Aujourd’hui la mode n’est plus déterminée par les élites. On est dans l’ère (marketing ?) du consumer to business (« du client à l’entreprise », nldr), c’est-à-dire que ce sont les clients qui parlent aux marques, leur disent ce qu’ils souhaitent porter
Alice Litscher, professeure à l’Institut Français de la Mode
Alors oui, à l’heure de #metoo et des discussions sur l’histoire post-coloniale, on réalise que chacun a vécu l’Histoire à sa manière, selon sa couleur de peau, son genre, sa classe sociale. Et la mode alors ? Selon Alice, « on retrouve ce même changement de donne au sein de l’industrie. Aujourd’hui la mode n’est plus déterminée par les élites. On est dans l’ère (marketing ?) du consumer to business (« du client à l’entreprise », nldr), c’est-à-dire que ce sont les clients qui parlent aux marques, leur disent ce qu’ils souhaitent porter ».
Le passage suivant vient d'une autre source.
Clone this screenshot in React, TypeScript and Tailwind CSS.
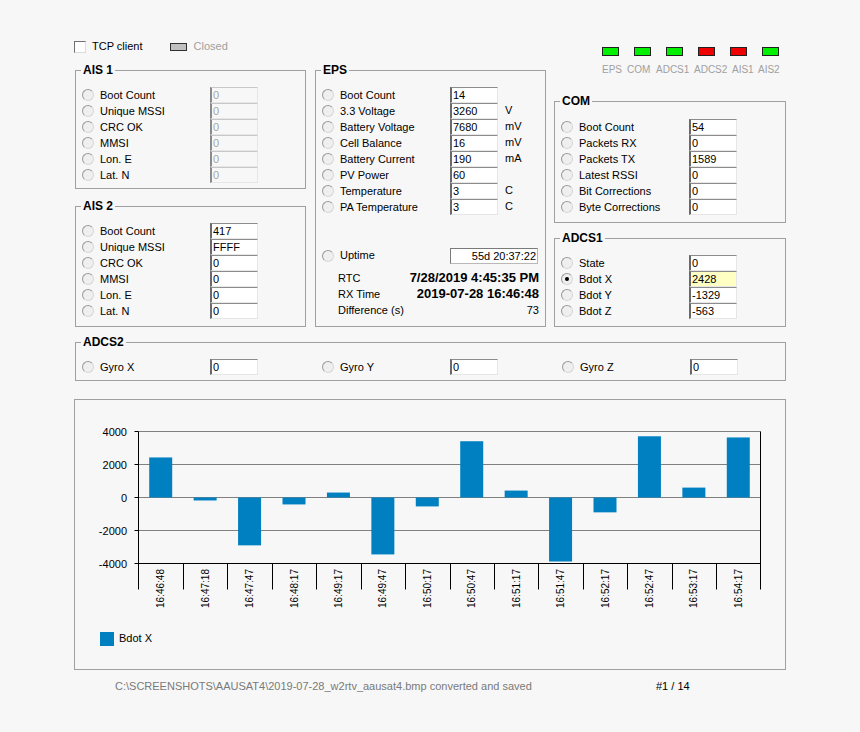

Retour dans la rue, où les garçons arborent le bleu de travail et le miki breton — la casquette de pêcheur sans visière — et où les filles chinent ce “bleu de mitre” sous forme de combinaisons, portées avec beaucoup de goût sur des sabots en bois ou des sandales. Étant adepte des vêtements à poches, je dois dire aussi que la tendance workwear permet enfin aux femmes de circuler librement. Avec un bleu, plus besoin d’encombrer nos épaules de sacs qui nous dévient la colonne vertébrale. À travers cet attrait flagrant pour la mode fonctionnelle, c’est aussi une nouvelle page qui se tourne pour l’industrie du vêtement. Dans un monde où la mobilité est reine, l’esthétique n’est plus le seul critère de satisfaction. La mode fait un joli pied de nez au déterminisme social du passé en érigeant le bleu de travail de mon père, symbole de sa condition prolétaire et de son immobilité, comme un emblème. Celui de la fin des hiérarchies sociales, des frontières territoriales et des frontières du genre.